Non è solo un pareggio che blocca tutto e nega un governo “la sera delle elezioni” come tante volte era stato promesso. Le elezioni di ieri, 4 marzo, hanno decretato qualcosa di più: la fine dei partiti da establishment e la vittoria dei cosiddetti partiti “anti-sistema”. I vincitori sono essenzialmente due: il Movimento Cinque Stelle di Luigi Di Maio che sfonda la quota del 30 per cento, tocca il 33 e accarezza il 34; e la Lega di Matteo Salvini che strappa la leadership del Centrodestra a Forza Italia. Ad ora la Lega è ferma al 18,4% mentre Forza Italia al 13,7%.
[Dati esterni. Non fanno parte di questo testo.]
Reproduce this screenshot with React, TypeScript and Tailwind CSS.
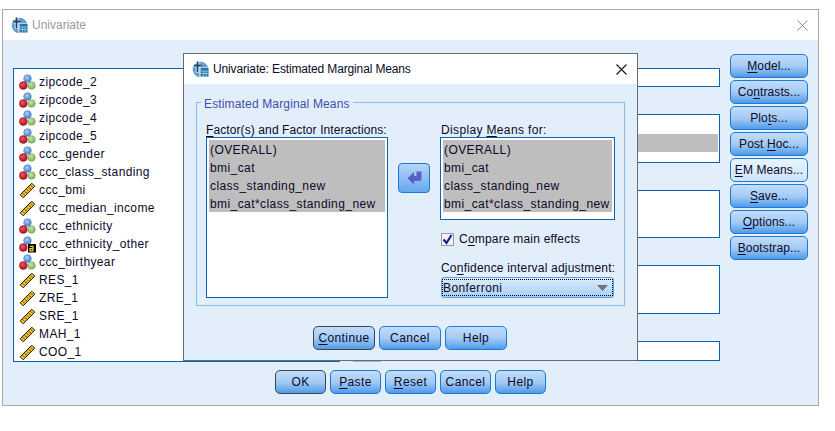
import type { ReactNode } from 'react';

function TitleIcon() {
  return (
    <svg width="17" height="17" viewBox="0 0 17 17" className="shrink-0">
      <circle cx="8.5" cy="8.5" r="7.8" fill="#5f9ed2" />
      <path d="M5.5 1v11M2 4.5h7" stroke="#fff" strokeWidth="3.4" fill="none" />
      <path d="M5.5 0.5v11M2 4.5h7.5" stroke="#17406b" strokeWidth="1.8" fill="none" />
      <rect x="7.5" y="6.5" width="9" height="9.5" fill="#fff" />
      <rect x="8.5" y="7" width="8" height="8.5" fill="#2374ad" />
      <path d="M9 10h7M9 12.5h7M11.5 10v5M14 10v5" stroke="#a9cde8" strokeWidth="0.8" fill="none" />
    </svg>
  );
}

function BallDefs() {
  return (
    <svg width="0" height="0" className="absolute">
      <defs>
        <radialGradient id="ballBlue" cx="40%" cy="35%" r="70%">
          <stop offset="0%" stopColor="#a9cdf3" />
          <stop offset="100%" stopColor="#3f7fd0" />
        </radialGradient>
        <radialGradient id="ballRed" cx="40%" cy="35%" r="70%">
          <stop offset="0%" stopColor="#f0555f" />
          <stop offset="100%" stopColor="#a80d1c" />
        </radialGradient>
        <radialGradient id="ballGreen" cx="40%" cy="35%" r="70%">
          <stop offset="0%" stopColor="#c9e5a6" />
          <stop offset="100%" stopColor="#77ab52" />
        </radialGradient>
      </defs>
    </svg>
  );
}

function NominalIcon({ text }: { text?: boolean }) {
  return (
    <svg width="17" height="17" viewBox="0 0 17 17" className="shrink-0">
      <circle cx="8.5" cy="4.5" r="3.8" fill="url(#ballBlue)" stroke="#3a6fb5" strokeWidth="0.5" />
      {!text && <circle cx="12.5" cy="11.5" r="3.8" fill="url(#ballGreen)" stroke="#6d9c4c" strokeWidth="0.5" />}
      <circle cx="4.3" cy="11.5" r="3.9" fill="url(#ballRed)" stroke="#8d0d18" strokeWidth="0.5" />
      {text && (
        <>
          <rect x="9" y="8" width="8" height="8.5" fill="#000" />
          <path d="M11 10.3h3v4.5h-3v-2.2h3" stroke="#f5d90a" strokeWidth="1.2" fill="none" />
        </>
      )}
    </svg>
  );
}

function ScaleIcon() {
  return (
    <svg width="17" height="17" viewBox="0 0 17 17" className="shrink-0">
      <path d="M1.2 12.8 12.8 1.2 15.8 4.2 4.2 15.8Z" fill="#f6c21c" stroke="#1c1c1c" strokeWidth="1" />
      <path d="M4 11.5l1.3 1.3M6 9.5l1.8 1.8M8 7.5l1.3 1.3M10 5.5l1.8 1.8M12 3.5l1.3 1.3" stroke="#1c1c1c" strokeWidth="1" fill="none" />
    </svg>
  );
}

function Key({ children }: { children: ReactNode }) {
  return <span className="underline underline-offset-2">{children}</span>;
}

type ButtonProps = { children: ReactNode; w: string; focused?: boolean; hot?: boolean; tight?: boolean };

function Btn({ children, w, focused, hot, tight }: ButtonProps) {
  return (
    <button
      className={`${w} h-6 shrink-0 rounded-[5px] border text-center text-xs leading-none text-[#0a0a28] bg-linear-to-b ${
        tight ? 'tracking-[0.1px]' : 'tracking-[0.4px]'
      } ${hot ? 'border-[#1a7ad8] from-[#e9f3fd] to-[#cde3fa]' : 'from-[#c2dcfa] via-[#a5cbf5] to-[#4f9ae8]'} ${
        focused ? 'border-[#3b4652] border-[1.5px]' : hot ? '' : 'border-[#1a7ad8]'
      }`}
    >
      {children}
    </button>
  );
}

function ListBox({ rows, className }: { rows: string[]; className: string }) {
  return (
    <div className={`${className} border border-[#0a64b4] bg-white p-[2px] text-xs tracking-[0.42px] text-[#0a0a28]`}>
      {rows.map((r) => (
        <div key={r} className="flex h-[18px] items-center bg-[#bebebe] pl-px pt-px whitespace-nowrap">
          {r}
        </div>
      ))}
    </div>
  );
}

const variables = [
  { name: 'zipcode_2', kind: 'nominal' },
  { name: 'zipcode_3', kind: 'nominal' },
  { name: 'zipcode_4', kind: 'nominal' },
  { name: 'zipcode_5', kind: 'nominal' },
  { name: 'ccc_gender', kind: 'nominal' },
  { name: 'ccc_class_standing', kind: 'nominal' },
  { name: 'ccc_bmi', kind: 'scale' },
  { name: 'ccc_median_income', kind: 'scale' },
  { name: 'ccc_ethnicity', kind: 'nominal' },
  { name: 'ccc_ethnicity_other', kind: 'text' },
  { name: 'ccc_birthyear', kind: 'nominal' },
  { name: 'RES_1', kind: 'scale' },
  { name: 'ZRE_1', kind: 'scale' },
  { name: 'SRE_1', kind: 'scale' },
  { name: 'MAH_1', kind: 'scale' },
  { name: 'COO_1', kind: 'scale' },
];

const factorRows = ['(OVERALL)', 'bmi_cat', 'class_standing_new', 'bmi_cat*class_standing_new'];

function EstimatedMeansDialog() {
  return (
    <div className="absolute left-[180px] top-[43px] z-10 flex h-[308px] w-[455px] flex-col border border-[#666c74] bg-[#e3eefb]">
      <div className="flex h-[30px] items-center gap-[4px] bg-white pl-[8px] pr-[10px]">
        <TitleIcon />
        <span className="text-xs tracking-[-0.14px] text-[#0a0a28]">Univariate: Estimated Marginal Means</span>
        <svg width="11" height="11" viewBox="0 0 11 11" className="ml-auto">
          <path d="M0.5 0.5l10 10M10.5 0.5l-10 10" stroke="#111" strokeWidth="1.1" fill="none" />
        </svg>
      </div>

      <fieldset className="ml-[12px] mr-[13px] mt-[11px] h-[211px] border border-[#8dbbe6] px-[9px]">
        <legend className="ml-[-5px] px-[3px] text-xs leading-[14px] tracking-[0.15px] text-[#3f4fa8]">
          <span className="block translate-y-[2px]">Estimated Marginal Means</span>
        </legend>
        <div className="mt-[12px] flex">
          <div className="w-[182px]">
            <div className="h-4 pt-px text-xs leading-4 tracking-[0.1px] whitespace-nowrap text-[#0a0a28]">
              <Key>F</Key>actor(s) and Factor Interactions:
            </div>
            <ListBox rows={factorRows} className="h-[161px] w-[182px]" />
          </div>

          <button className="ml-[10px] mt-[42px] flex h-[30px] w-[32px] items-center justify-center rounded-[4px] border border-[#1a7ad8] bg-linear-to-b from-[#b4d5f8] to-[#66a9ec]">
            <svg width="15" height="14" viewBox="0 0 15 14">
              <path d="M14.5 0.5v7.5q0 2-2 2H7v3.5L0.5 7.2 7 1v4h2.5V0.5Z" fill="#5a5fc4" />
            </svg>
          </button>

          <div className="ml-[10px] w-[175px]">
            <div className="h-4 pl-px pt-px text-xs leading-4 tracking-[0.35px] whitespace-nowrap text-[#0a0a28]">
              Display <Key>M</Key>eans for:
            </div>
            <ListBox rows={factorRows} className="h-[83px] w-[175px]" />
            <div className="mt-[12px] flex h-[14px] items-center gap-[5px] pl-px text-xs tracking-[0.2px] text-[#0a0a28]">
              <span className="flex h-[13px] w-[13px] items-center justify-center border border-[#9a9a9a] bg-[#f2f2f2]">
                <svg width="11" height="11" viewBox="0 0 11 11">
                  <path d="M1.5 5.5l3 3.5 5-8" stroke="#1b1b8a" strokeWidth="2.2" fill="none" />
                </svg>
              </span>
              <span>
                C<Key>o</Key>mpare main effects
              </span>
            </div>
            <div className="mt-[13px] h-4 pl-px pt-px text-xs leading-4 tracking-[0.2px] whitespace-nowrap text-[#0a0a28]">
              Co<Key>n</Key>fidence interval adjustment:
            </div>
            <div className="ml-px mt-[2px] flex h-[21px] w-[173px] items-center rounded-[3px] border border-[#5aa2ea] bg-linear-to-b from-[#dcecfc] to-[#a9cff6]">
              <div className="flex h-[17px] w-full items-center justify-between border border-dotted border-black pr-[4px] text-xs tracking-[0.4px] text-[#0a0a28]">
                Bonferroni
                <svg width="11" height="6" viewBox="0 0 11 6">
                  <path d="M0 0h11L5.5 6Z" fill="#6e7378" />
                </svg>
              </div>
            </div>
          </div>
        </div>
      </fieldset>

      <div className="mt-[20px] flex gap-1 pl-[129px]">
        <Btn w="w-[62px]" focused>
          <Key>C</Key>ontinue
        </Btn>
        <Btn w="w-[62px]">Cancel</Btn>
        <Btn w="w-[62px]">Help</Btn>
      </div>
    </div>
  );
}

export default function App() {
  return (
    <div className="h-[431px] w-[835px] bg-white pl-[2px] pt-[9px] font-['Liberation_Sans',Arial,sans-serif]">
      <BallDefs />
      <div className="relative h-[397px] w-[817px] border border-[#a8a8a8] bg-[#e3eefb]">
        <div className="flex h-[30px] items-center gap-[4px] bg-white pl-[8px] pr-[10px]">
          <TitleIcon />
          <span className="text-xs text-[#9a9a9a]">Univariate</span>
          <svg width="11" height="11" viewBox="0 0 11 11" className="ml-auto">
            <path d="M0.5 0.5l10 10M10.5 0.5l-10 10" stroke="#8a8a8a" strokeWidth="1" fill="none" />
          </svg>
        </div>

        <div className="flex h-[321px] pl-[10px] pt-[14px]">
          <div className="mt-[14px] h-[294px] w-[327px] shrink-0 border border-[#0a64b4] bg-white pl-[5px] pt-[4px] text-xs tracking-[0.38px] text-[#0a0a28]">
            {variables.map((v) => (
              <div key={v.name} className="flex h-[18px] items-center gap-[3px]">
                {v.kind === 'scale' ? <ScaleIcon /> : <NominalIcon text={v.kind === 'text'} />}
                <span>{v.name}</span>
              </div>
            ))}
          </div>

          <div className="flex h-[308px] w-[53px] shrink-0 items-end pl-[13px]">
            <div className="h-px w-[28px] bg-[#8fb9e6]" />
          </div>

          <div className="mt-[14px] flex w-[327px] shrink-0 flex-col gap-[27px]">
            <div className="h-[19px] border border-[#0a64b4] bg-white" />
            <div className="h-[49px] border border-[#0a64b4] bg-white pr-px pt-[19px]">
              <div className="h-[18px] bg-[#bebebe]" />
            </div>
            <div className="h-[49px] border border-[#0a64b4] bg-white" />
            <div className="h-[49px] border border-[#0a64b4] bg-white" />
            <div className="h-[20px] border border-[#0a64b4] bg-white" />
          </div>

          <div className="ml-[10px] flex w-[78px] shrink-0 flex-col gap-[2px]">
            <Btn w="w-[78px]" tight>
              <Key>M</Key>odel...
            </Btn>
            <Btn w="w-[78px]" tight>
              Co<Key>n</Key>trasts...
            </Btn>
            <Btn w="w-[78px]" tight>
              Plo<Key>t</Key>s...
            </Btn>
            <Btn w="w-[78px]" tight>
              Post <Key>H</Key>oc...
            </Btn>
            <Btn w="w-[78px]" hot tight>
              <Key>E</Key>M Means...
            </Btn>
            <Btn w="w-[78px]" tight>
              <Key>S</Key>ave...
            </Btn>
            <Btn w="w-[78px]" tight>
              <Key>O</Key>ptions...
            </Btn>
            <Btn w="w-[78px]" tight>
              <Key>B</Key>ootstrap...
            </Btn>
          </div>
        </div>

        <div className="mt-[9px] flex justify-center gap-1">
          <Btn w="w-[51px]" focused>OK</Btn>
          <Btn w="w-[51px]">
            <Key>P</Key>aste
          </Btn>
          <Btn w="w-[51px]">
            <Key>R</Key>eset
          </Btn>
          <Btn w="w-[51px]">Cancel</Btn>
          <Btn w="w-[51px]">Help</Btn>
        </div>

        <EstimatedMeansDialog />
      </div>
    </div>
  );
}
Batosta per il Pd che sprofonda sotto il 20%. In tanti ora premono per le dimissioni del segretario dem. Nel frattempo ha parlato il suo vice, Maurizio Martina, che ha dichiarato ciò che non può essere negato, cioè che è una sconfitta chiara e evidente. È dimezzato il voto delle Europee, è dimezzato il voto del Sì al referendum che Renzi credeva tutto suo. Il secondo sconfitto è come detto Silvio Berlusconi: questa volta la sua campagna elettorale – al contrario delle percezioni – non è stata sufficiente per raddrizzare le sorti del suo partito, il tocco magico sembra finito una volta per tutte, la sua presenza sulla scena politica rischia di essere archiviata con un lento spegnimento. E infine c’è Pietro Grasso: batosta anche per Liberi e Uguali, che supera a stento la soglia del 3%,
Il centrodestra ha vinto quasi tutti i collegi uninominali del Nord Italia. Il Movimento 5 Stelle prevale in quasi tutto il Sud Italia. Il centrosinistra è in testa in pochissimi collegi uninominali del Trentino Alto Adige, dell’Emilia Romagna, della Toscana e del Lazio. Umbria e Marche non sono più regioni rosse. Se i dati definitivi confermeranno il trend attuale, i collegi uninominali delle due regioni sono stati tutti conquistati da centrodestra e M5s. I collegi uninominali sono 232 alla Camera e 116 al Senato. Gli altri si attribuiranno con il proporzionale. Per gli italiani all’estero sono riservati 12 deputati e 6 senatori.